ARRL is opposing a Petition for Rulemaking (RM-11815) by several vehicle manufacturers that calls on the FCC to “adopt field strength limits in Section 18.305 that will allow higher power wireless charging technologies operating in the 79 – 90 kHz range” to accommodate what the petitioners call “next-generation” wireless power transfer for electric vehicles (WPT-EV). Comments filed on October 29 by ARRL contend that the petition is “woefully incomplete and inadequate” in its analysis of consequent out-of-band emissions from WPT-EV systems in the low- and medium-frequency ranges using upward of 11 kW of power. Given the high power levels, ARRL said harmonic emissions from WPT-EV systems could be appreciable, with the AM Broadcast Band and Amateur Radio as potential interference victims. “Interference potential from intentional radiators requires substantial evaluation,” ARRL asserted in its remarks.

The issue of WPT-EV is a World Radiocommunication Conference 2019 (WRC-19) agenda item, for which studies are still under way. The Petition “quite obviously prejudges the outcome of WRC-19 Agenda Item 9.1.6,” ARRL said, stressing that the Petition is simply premature at this point.

“The Petition is typical [of those that] tout a new application of old technology,” ARRL commented. “So as to establish a sense of urgency, the bulk of the Petition is dedicated to establishing a public interest justification for making a rule change now, in order to accommodate the technology.”

The Petition seeks a specific field strength limit of 74.4 dBµA/meter (at a distance of 10 meters), regardless of the charging system’s operating environment. That works out to about 2.07 V per meter (at 10 meters) or 126 dBµV — 126 dB above 1 µV. The Petition presumes that the optimum internationally harmonized frequency range for WPT-EV is already known to be 79 – 90 kHz and that the optimum field strength to minimize any impact on radiocommunication services has been established, ARRL commented.

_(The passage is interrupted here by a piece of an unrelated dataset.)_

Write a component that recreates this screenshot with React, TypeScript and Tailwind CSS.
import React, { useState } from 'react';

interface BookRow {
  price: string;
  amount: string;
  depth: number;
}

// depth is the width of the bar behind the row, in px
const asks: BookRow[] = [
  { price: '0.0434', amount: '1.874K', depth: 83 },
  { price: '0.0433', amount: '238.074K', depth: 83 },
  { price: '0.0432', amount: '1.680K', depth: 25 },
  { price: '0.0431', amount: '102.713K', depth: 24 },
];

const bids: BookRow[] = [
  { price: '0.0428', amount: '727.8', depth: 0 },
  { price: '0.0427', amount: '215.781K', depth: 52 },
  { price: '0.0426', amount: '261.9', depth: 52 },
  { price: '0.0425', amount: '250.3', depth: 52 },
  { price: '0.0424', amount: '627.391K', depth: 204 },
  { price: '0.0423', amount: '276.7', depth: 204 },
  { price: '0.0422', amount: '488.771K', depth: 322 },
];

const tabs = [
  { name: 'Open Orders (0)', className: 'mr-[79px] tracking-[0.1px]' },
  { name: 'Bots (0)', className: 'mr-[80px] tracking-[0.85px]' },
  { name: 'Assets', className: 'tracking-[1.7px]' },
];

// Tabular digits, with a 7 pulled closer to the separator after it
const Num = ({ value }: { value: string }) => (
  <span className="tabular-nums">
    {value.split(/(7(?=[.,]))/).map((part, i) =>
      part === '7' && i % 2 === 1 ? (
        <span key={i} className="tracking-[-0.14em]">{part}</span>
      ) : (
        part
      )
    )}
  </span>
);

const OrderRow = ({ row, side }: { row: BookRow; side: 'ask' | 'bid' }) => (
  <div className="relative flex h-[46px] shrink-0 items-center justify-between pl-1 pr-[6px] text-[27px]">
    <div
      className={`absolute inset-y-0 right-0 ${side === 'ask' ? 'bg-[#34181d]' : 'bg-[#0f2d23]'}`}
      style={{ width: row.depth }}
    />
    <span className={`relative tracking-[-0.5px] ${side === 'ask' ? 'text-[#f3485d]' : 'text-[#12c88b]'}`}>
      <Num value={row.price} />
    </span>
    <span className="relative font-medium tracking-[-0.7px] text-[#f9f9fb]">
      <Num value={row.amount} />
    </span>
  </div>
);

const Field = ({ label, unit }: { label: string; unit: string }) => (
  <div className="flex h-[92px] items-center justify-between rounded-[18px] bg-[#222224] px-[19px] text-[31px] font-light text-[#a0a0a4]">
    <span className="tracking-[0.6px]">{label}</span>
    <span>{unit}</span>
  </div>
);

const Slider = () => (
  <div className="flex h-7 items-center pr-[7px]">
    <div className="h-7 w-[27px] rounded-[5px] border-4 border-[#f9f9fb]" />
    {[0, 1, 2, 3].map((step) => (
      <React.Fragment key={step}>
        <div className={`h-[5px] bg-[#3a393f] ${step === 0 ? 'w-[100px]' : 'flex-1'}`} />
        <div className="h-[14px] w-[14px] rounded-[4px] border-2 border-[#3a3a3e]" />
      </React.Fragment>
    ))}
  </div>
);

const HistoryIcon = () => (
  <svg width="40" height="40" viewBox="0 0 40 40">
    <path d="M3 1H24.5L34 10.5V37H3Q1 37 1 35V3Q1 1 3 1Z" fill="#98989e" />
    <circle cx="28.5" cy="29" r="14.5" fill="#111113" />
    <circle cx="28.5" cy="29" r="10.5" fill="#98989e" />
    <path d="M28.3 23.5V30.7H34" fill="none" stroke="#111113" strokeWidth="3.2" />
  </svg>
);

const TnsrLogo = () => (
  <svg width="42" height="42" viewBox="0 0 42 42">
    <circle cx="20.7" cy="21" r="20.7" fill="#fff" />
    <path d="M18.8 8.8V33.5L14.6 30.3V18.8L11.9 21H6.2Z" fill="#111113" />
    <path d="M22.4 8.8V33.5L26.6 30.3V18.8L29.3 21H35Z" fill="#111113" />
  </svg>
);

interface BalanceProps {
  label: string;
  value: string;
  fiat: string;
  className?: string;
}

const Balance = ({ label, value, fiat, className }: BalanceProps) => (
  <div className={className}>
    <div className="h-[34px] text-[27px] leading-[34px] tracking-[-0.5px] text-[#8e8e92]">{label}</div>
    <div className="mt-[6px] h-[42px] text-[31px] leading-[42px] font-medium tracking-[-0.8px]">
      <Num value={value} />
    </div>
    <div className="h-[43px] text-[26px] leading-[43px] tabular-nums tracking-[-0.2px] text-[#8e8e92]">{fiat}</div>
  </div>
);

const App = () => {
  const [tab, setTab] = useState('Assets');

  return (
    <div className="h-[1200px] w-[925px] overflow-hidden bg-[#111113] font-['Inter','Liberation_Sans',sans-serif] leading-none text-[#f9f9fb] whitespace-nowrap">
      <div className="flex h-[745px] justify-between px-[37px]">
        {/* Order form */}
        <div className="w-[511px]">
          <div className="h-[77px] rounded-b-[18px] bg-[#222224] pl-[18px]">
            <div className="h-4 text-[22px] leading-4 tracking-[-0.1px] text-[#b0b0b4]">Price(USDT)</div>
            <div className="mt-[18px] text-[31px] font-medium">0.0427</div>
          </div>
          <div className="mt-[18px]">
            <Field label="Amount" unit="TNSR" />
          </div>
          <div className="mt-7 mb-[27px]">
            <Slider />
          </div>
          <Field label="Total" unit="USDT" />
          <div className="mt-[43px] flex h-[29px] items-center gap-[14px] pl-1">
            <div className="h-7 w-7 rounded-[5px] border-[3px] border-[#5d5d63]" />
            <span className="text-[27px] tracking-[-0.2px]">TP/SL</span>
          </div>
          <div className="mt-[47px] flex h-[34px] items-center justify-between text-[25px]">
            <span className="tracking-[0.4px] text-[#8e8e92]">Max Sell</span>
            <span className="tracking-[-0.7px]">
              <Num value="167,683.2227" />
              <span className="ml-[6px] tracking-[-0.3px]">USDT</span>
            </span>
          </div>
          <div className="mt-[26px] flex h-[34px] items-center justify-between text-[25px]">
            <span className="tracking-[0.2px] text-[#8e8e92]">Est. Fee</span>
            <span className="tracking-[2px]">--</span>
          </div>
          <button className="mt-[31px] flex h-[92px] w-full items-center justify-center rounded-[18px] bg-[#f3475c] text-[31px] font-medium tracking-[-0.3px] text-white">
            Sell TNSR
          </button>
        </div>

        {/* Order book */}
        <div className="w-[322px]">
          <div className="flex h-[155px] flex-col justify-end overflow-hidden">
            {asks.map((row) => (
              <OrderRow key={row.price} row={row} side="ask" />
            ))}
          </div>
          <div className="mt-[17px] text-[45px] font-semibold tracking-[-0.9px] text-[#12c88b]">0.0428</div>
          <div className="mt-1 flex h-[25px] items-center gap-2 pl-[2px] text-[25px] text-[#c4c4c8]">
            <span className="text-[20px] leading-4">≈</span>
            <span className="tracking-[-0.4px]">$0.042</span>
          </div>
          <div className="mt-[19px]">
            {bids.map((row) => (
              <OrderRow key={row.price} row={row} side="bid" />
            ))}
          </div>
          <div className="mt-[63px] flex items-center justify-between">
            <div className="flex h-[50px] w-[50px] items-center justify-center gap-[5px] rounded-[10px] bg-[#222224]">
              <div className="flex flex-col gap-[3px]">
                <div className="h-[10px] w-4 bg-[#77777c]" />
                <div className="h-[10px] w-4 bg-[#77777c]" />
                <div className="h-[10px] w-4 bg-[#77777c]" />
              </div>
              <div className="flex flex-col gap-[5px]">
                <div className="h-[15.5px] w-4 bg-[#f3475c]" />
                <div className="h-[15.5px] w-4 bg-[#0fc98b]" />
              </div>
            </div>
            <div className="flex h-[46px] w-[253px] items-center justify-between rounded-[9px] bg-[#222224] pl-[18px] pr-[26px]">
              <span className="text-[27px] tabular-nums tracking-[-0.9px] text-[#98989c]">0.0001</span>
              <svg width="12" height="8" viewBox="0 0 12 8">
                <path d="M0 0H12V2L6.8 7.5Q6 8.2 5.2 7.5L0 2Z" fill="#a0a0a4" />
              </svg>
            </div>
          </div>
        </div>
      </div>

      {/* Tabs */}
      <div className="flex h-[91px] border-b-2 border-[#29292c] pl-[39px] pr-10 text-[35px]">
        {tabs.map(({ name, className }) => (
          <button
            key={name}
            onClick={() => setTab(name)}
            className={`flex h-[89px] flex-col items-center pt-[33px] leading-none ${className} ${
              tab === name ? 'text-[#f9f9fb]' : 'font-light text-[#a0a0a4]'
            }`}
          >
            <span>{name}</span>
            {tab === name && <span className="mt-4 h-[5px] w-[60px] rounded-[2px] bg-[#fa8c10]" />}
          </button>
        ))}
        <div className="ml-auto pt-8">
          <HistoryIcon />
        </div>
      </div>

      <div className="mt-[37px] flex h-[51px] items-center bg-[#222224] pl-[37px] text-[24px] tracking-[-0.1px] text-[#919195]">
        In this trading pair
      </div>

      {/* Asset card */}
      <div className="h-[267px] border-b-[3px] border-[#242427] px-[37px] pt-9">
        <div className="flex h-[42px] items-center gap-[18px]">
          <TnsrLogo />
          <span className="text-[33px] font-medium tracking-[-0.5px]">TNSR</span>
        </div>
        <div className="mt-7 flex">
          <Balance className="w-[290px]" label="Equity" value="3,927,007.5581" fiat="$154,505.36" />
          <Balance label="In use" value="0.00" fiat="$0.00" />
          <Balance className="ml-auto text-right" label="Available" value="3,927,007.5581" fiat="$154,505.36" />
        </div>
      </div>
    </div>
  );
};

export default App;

“The problem, however, is that there is nothing in the four corners of the Petition that would justify those assumptions,” ARRL told the FCC. ARRL pointed out that the International Amateur Radio Union (IARU) expressed concerns about the out-of-band interference potential of WPT-EV in April of 2017.

“Quite obviously, the rollout of WPT-EV has profound implications in terms of its ubiquity in future years,” ARRL said in calling on the Commission to deny the petition without prejudice or dismiss it altogether.

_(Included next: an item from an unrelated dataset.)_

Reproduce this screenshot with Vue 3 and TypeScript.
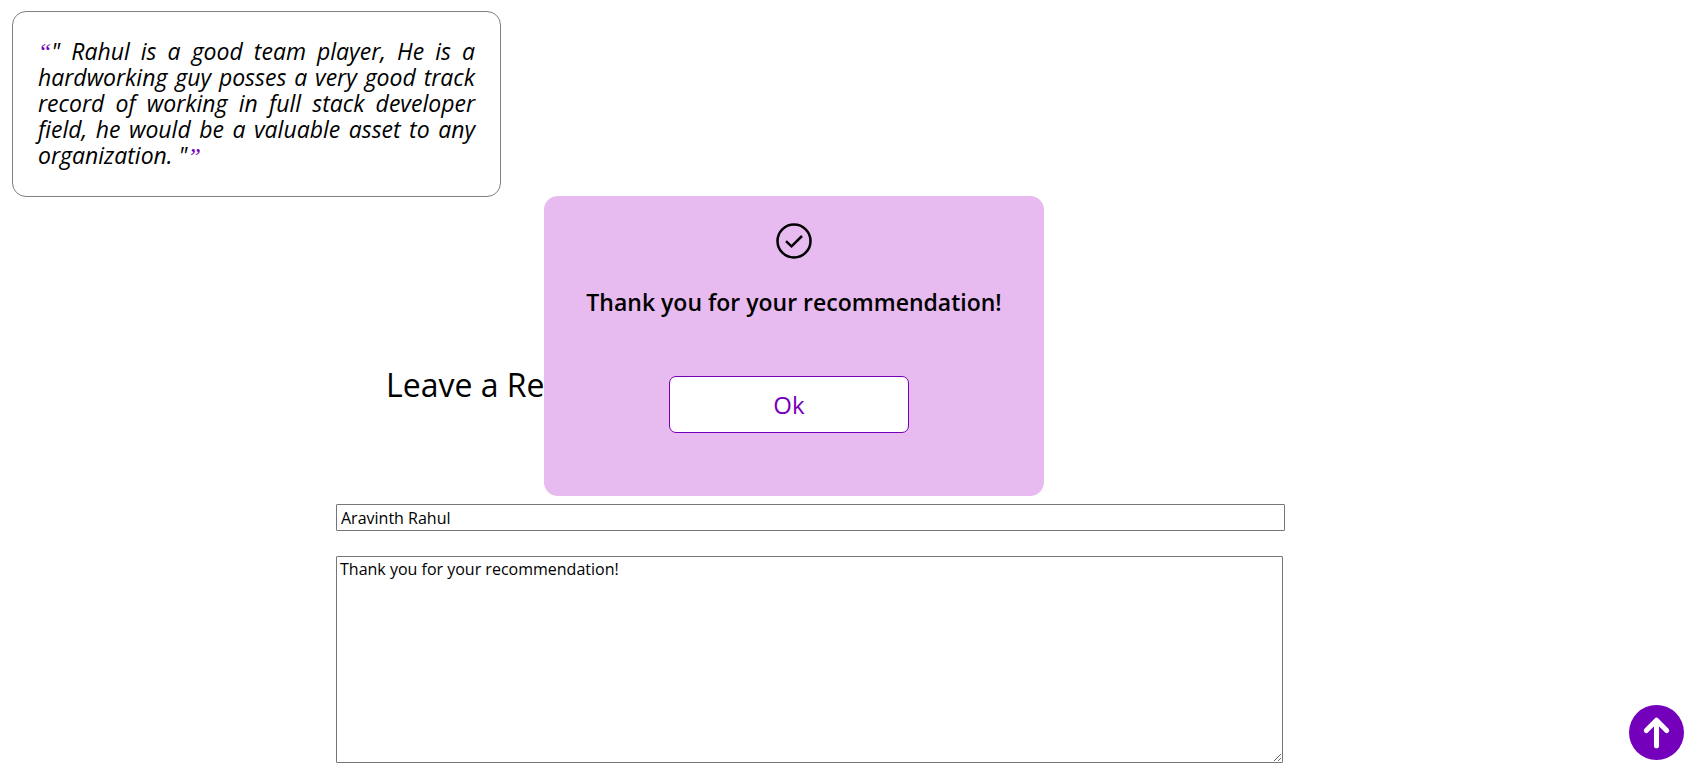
<script setup lang="ts">
import { ref } from 'vue'

const quote = 'Rahul is a good team player, He is a hardworking guy posses a very good track record of working in full stack developer field, he would be a valuable asset to any organization.'
const name = ref('Aravinth Rahul')
const message = ref('Thank you for your recommendation!')
const popupOpen = ref(true)
</script>

<template>
  <main class="page">
    <blockquote class="card"><span class="mark">“</span>" {{ quote }} "<span class="mark">”</span></blockquote>

    <form class="form" @submit.prevent="popupOpen = true">
      <h1 class="title">Leave a Recommendation</h1>
      <input v-model="name" class="name" type="text" aria-label="Name">
      <textarea v-model="message" class="message" aria-label="Message"></textarea>
    </form>

    <div v-if="popupOpen" class="popup" role="dialog" aria-labelledby="popup-text">
      <svg class="check" viewBox="0 0 36 36" aria-hidden="true">
        <circle cx="18" cy="18" r="16.5" />
        <path d="M10 18.2 15.5 23.3 26 13" />
      </svg>
      <p id="popup-text" class="thanks">Thank you for your recommendation!</p>
      <button class="ok" type="button" @click="popupOpen = false">Ok</button>
    </div>

    <a class="top" href="#" aria-label="Back to top">
      <svg viewBox="0 0 54 54" aria-hidden="true">
        <path d="M27 40V15M17 25 27 15 37 25" />
      </svg>
    </a>
  </main>
</template>

<style>
body {
  margin: 0;
  background: #fff;
}
</style>

<style scoped>
.page {
  display: flow-root;
  color: #000;
  font-family: "Trebuchet MS", "Open Sans", sans-serif;
}

.card {
  box-sizing: border-box;
  width: 489px;
  margin: 11px 12px 0;
  padding: 26px 25px 28px;
  border: 1px solid #808080;
  border-radius: 14px;
  font-size: 23px;
  font-style: italic;
  line-height: 26px;
  text-align: justify;
}

.mark {
  color: #7500bb;
  font-family: "Liberation Serif", serif;
  font-size: 24px;
  line-height: 16px;
}

.form {
  display: flex;
  flex-direction: column;
  padding: 0 24% 0 336px;
}

.title {
  margin: 168px 0 99px 50px;
  font-size: 32px;
  font-weight: 400;
  line-height: 40px;
}

.name,
.message {
  box-sizing: border-box;
  margin: 0;
  border: 1px solid #767676;
  border-radius: 1px;
  background: #fff;
  color: #000;
  font: 16px/20px "Trebuchet MS", "Open Sans", sans-serif;
  outline: none;
}

.name {
  width: calc(100% - 1px);
  height: 27px;
  padding: 1px 4px;
}

.message {
  width: calc(100% - 3px);
  height: 207px;
  margin-top: 25px;
  padding: 2px 3px;
  resize: both;
}

.popup {
  position: fixed;
  top: 196px;
  left: 544px;
  box-sizing: border-box;
  display: flex;
  flex-direction: column;
  align-items: center;
  width: 500px;
  padding: 27px 20px 63px;
  border-radius: 14px;
  background: #e7bbef;
}

.check {
  width: 36px;
  height: 36px;
  fill: none;
  stroke: #000;
  stroke-width: 2.5;
}

.thanks {
  margin: 27px 0 58px;
  font-size: 23px;
  font-weight: 600;
  line-height: 32px;
  white-space: nowrap;
}

.ok {
  width: 240px;
  height: 57px;
  margin-right: 10px;
  padding: 0;
  border: 1px solid #7500bb;
  border-radius: 7px;
  background: #fff;
  color: #7500bb;
  font: 24px/32px "Trebuchet MS", "Open Sans", sans-serif;
}

.top {
  position: fixed;
  right: 8px;
  bottom: 18px;
  width: 55px;
  height: 55px;
  border-radius: 50%;
  background: #7500bb;
}

.top svg {
  display: block;
  fill: none;
  stroke: #fff;
  stroke-width: 5;
  stroke-linecap: round;
  stroke-linejoin: round;
}
</style>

“To make a mistake now in ascertaining the potential for interference to radiocommunications from out-of-band emissions from high-power WPT-EV systems would result in widespread interference, for which there would be no practical, after-the-fact remedy.” ARRL maintained that studies already under way should be permitted to take their course.

“Quite clearly, the petitioners have ‘jumped the gun’ by filing this Petition now,” ARRL concluded.

Filing the Petition jointly were BMW of North America, Ford Motor Company, Nissan of North America, and Toyota of North America, who maintain that “higher power wireless charging will help reduce barriers to consumer acceptance of electric vehicles.”